Monday, October 05, 2015

Joëlle Morosoli - IMPOSSIBLE


IMPOSSIBLE - Joëlle Morosoli
in collaboration with Rolf Morosoli
October 1 - November 1, 2015

The Chapelle Historique du Bon-Pasteur is hosting a new solo exhibition by Joëlle Morosoli entitled Impossible. It consists of four separately standing pieces. Although each piece has an individual title: Impossible 1,  Impossible 2,  Impossible 3, and Impossible 4, they are presented as integral parts of a single sculptural installation. This installation represents a departure from the artist's major body of work which consists of conceptual sculptural installations that investigate the repeated motion of sculptural parts in space. The present exhibition is stationary, nothing moves, all the sculptural elements are caught in a single artistic gesture.

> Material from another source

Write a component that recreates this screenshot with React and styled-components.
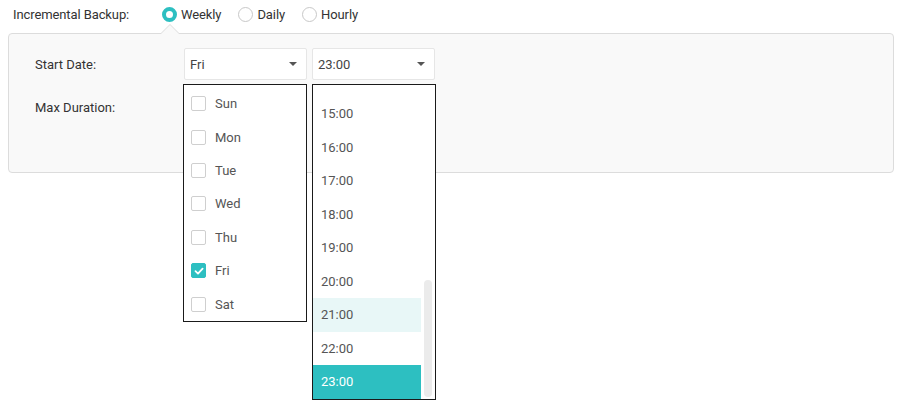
import React from 'react';
import styled, { createGlobalStyle, css } from 'styled-components';

const GlobalStyle = createGlobalStyle`
  html, body {
    margin: 0;
    padding: 0;
    background: #fff;
    font-family: Roboto, "Liberation Sans", Arial, sans-serif;
    font-size: 13px;
    color: #333;
  }
`;

const TEAL = '#2dbfc1';

const Page = styled.div`
  box-sizing: border-box;
  min-height: 402px;
  padding: 6px 6px 0 8px;
  width: 900px;
`;

const TopRow = styled.div`
  display: flex;
  align-items: center;
  height: 17px;
  padding-left: 5px;
`;

const TopLabel = styled.div`
  width: 149px;
  color: #333;
  letter-spacing: -0.1px;
`;

const RadioGroup = styled.div`
  display: flex;
  align-items: center;
  gap: 17px;
`;

const RadioItem = styled.label`
  display: flex;
  align-items: center;
  gap: 4px;
  color: #333;
  letter-spacing: -0.1px;
`;

const RadioDot = styled.span`
  box-sizing: border-box;
  width: 15px;
  height: 15px;
  border-radius: 50%;
  background: #fff;
  border: 1px solid #c8c8c8;
  ${(p) =>
    p.$on &&
    css`
      border: 4px solid ${TEAL};
    `}
`;

const Panel = styled.div`
  position: relative;
  margin-top: 10px;
  box-sizing: border-box;
  width: 886px;
  height: 140px;
  border: 1px solid #dcdcdc;
  border-radius: 4px;
  background: #f9f9f9;
  padding: 14px 0 0 26px;

  &::before,
  &::after {
    content: '';
    position: absolute;
    left: 151px;
    width: 0;
    height: 0;
    border-left: 10px solid transparent;
    border-right: 10px solid transparent;
  }
  &::before {
    top: -10px;
    border-bottom: 10px solid #dcdcdc;
  }
  &::after {
    top: -9px;
    border-bottom: 10px solid #f9f9f9;
  }
`;

const FormRow = styled.div`
  display: flex;
  align-items: ${(p) => p.$align || 'center'};
  margin-bottom: ${(p) => p.$gap || 0}px;
`;

const FieldLabel = styled.div`
  width: 149px;
  color: #333;
  padding-top: ${(p) => p.$top || 0}px;
`;

const Controls = styled.div`
  display: flex;
  gap: 5px;
`;

const SelectWrap = styled.div`
  position: relative;
`;

const SelectBox = styled.div`
  box-sizing: border-box;
  width: 123px;
  height: 32px;
  background: #fff;
  border: 1px solid #e6e6e6;
  border-radius: 2px;
  display: flex;
  align-items: center;
  justify-content: space-between;
  padding: 0 9px 0 5px;
  color: #444;
`;

const Caret = styled.span`
  width: 0;
  height: 0;
  border-left: 4px solid transparent;
  border-right: 4px solid transparent;
  border-top: 4px solid #555;
`;

const Menu = styled.div`
  position: absolute;
  z-index: 5;
  top: 36px;
  left: ${(p) => p.$left}px;
  box-sizing: border-box;
  width: 124px;
  height: ${(p) => p.$height}px;
  background: #fff;
  border: 1px solid #1a1a1a;
  overflow: hidden;
  display: flex;
`;

const DayList = styled.div`
  padding-top: 2px;
  width: 100%;
`;

const DayItem = styled.div`
  height: 33.4px;
  display: flex;
  align-items: center;
  gap: 9px;
  padding-left: 7px;
  color: #555;
`;

const Check = styled.span`
  box-sizing: border-box;
  width: 15px;
  height: 15px;
  border: 1px solid #cfcfcf;
  border-radius: 2px;
  background: #fff;
  display: flex;
  align-items: center;
  justify-content: center;
  ${(p) =>
    p.$on &&
    css`
      background: ${TEAL};
      border-color: ${TEAL};
    `}
`;

const TimeList = styled.div`
  width: 108px;
  padding-top: 12px;
`;

const TimeItem = styled.div`
  height: 33.5px;
  display: flex;
  align-items: center;
  padding-left: 8px;
  color: #555;
  ${(p) =>
    p.$state === 'hover' &&
    css`
      background: #e8f7f7;
    `}
  ${(p) =>
    p.$state === 'selected' &&
    css`
      background: ${TEAL};
      color: #fff;
    `}
`;

const ScrollTrack = styled.div`
  position: relative;
  flex: 1;
`;

const ScrollThumb = styled.div`
  position: absolute;
  left: 3px;
  bottom: 2px;
  width: 8px;
  height: 117px;
  border-radius: 4px;
  background: #ebebeb;
`;

const DurationBox = styled.div`
  box-sizing: border-box;
  width: 123px;
  height: 42px;
  background: #fff;
  border: 1px solid #e6e6e6;
  border-radius: 2px;
`;

const days = ['Sun', 'Mon', 'Tue', 'Wed', 'Thu', 'Fri', 'Sat'];
const hours = ['15:00', '16:00', '17:00', '18:00', '19:00', '20:00', '21:00', '22:00', '23:00'];

const CheckMark = () => (
  <svg width="10" height="10" viewBox="0 0 10 10">
    <path d="M1.5 5.2 L4 7.6 L8.6 2.6" fill="none" stroke="#fff" strokeWidth="1.8" strokeLinecap="round" strokeLinejoin="round" />
  </svg>
);

export default function App() {
  return (
    <>
      <GlobalStyle />
      <Page>
        <TopRow>
          <TopLabel>Incremental Backup:</TopLabel>
          <RadioGroup>
            <RadioItem><RadioDot $on />Weekly</RadioItem>
            <RadioItem><RadioDot />Daily</RadioItem>
            <RadioItem><RadioDot />Hourly</RadioItem>
          </RadioGroup>
        </TopRow>
        <Panel>
          <FormRow $gap={6}>
            <FieldLabel>Start Date:</FieldLabel>
            <Controls>
              <SelectWrap>
                <SelectBox>Fri<Caret /></SelectBox>
                <Menu $left={-1} $height={238}>
                  <DayList>
                    {days.map((d) => (
                      <DayItem key={d}>
                        <Check $on={d === 'Fri'}>{d === 'Fri' && <CheckMark />}</Check>
                        {d}
                      </DayItem>
                    ))}
                  </DayList>
                </Menu>
              </SelectWrap>
              <SelectWrap>
                <SelectBox>23:00<Caret /></SelectBox>
                <Menu $left={0} $height={316}>
                  <TimeList>
                    {hours.map((h) => (
                      <TimeItem
                        key={h}
                        $state={h === '23:00' ? 'selected' : h === '21:00' ? 'hover' : undefined}
                      >
                        {h}
                      </TimeItem>
                    ))}
                  </TimeList>
                  <ScrollTrack><ScrollThumb /></ScrollTrack>
                </Menu>
              </SelectWrap>
            </Controls>
          </FormRow>
          <FormRow $align="flex-start">
            <FieldLabel $top={14}>Max Duration:</FieldLabel>
            <DurationBox />
          </FormRow>
        </Panel>
      </Page>
    </>
  );
}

Morosoli's installation is basically a drawing in space. There are the lines of the ladder-like objects, the lines of the shadows of those objects on the exhibition room's walls, ceiling, floor, as well as the line drawings of either human beings or angelic figures. The personages are trying to ascent their respective ladders, but are unable to do so. Even the sideways movements appear to be restricted, as their waving and outstretched arms (or angelic wings?) seem to suggest. 


In one piece, clearly an angel is portrayed, caught within his ladder that prevents his ascension. It is actually a cupid, judging by the arrows that cage him in. (Photo just below.) 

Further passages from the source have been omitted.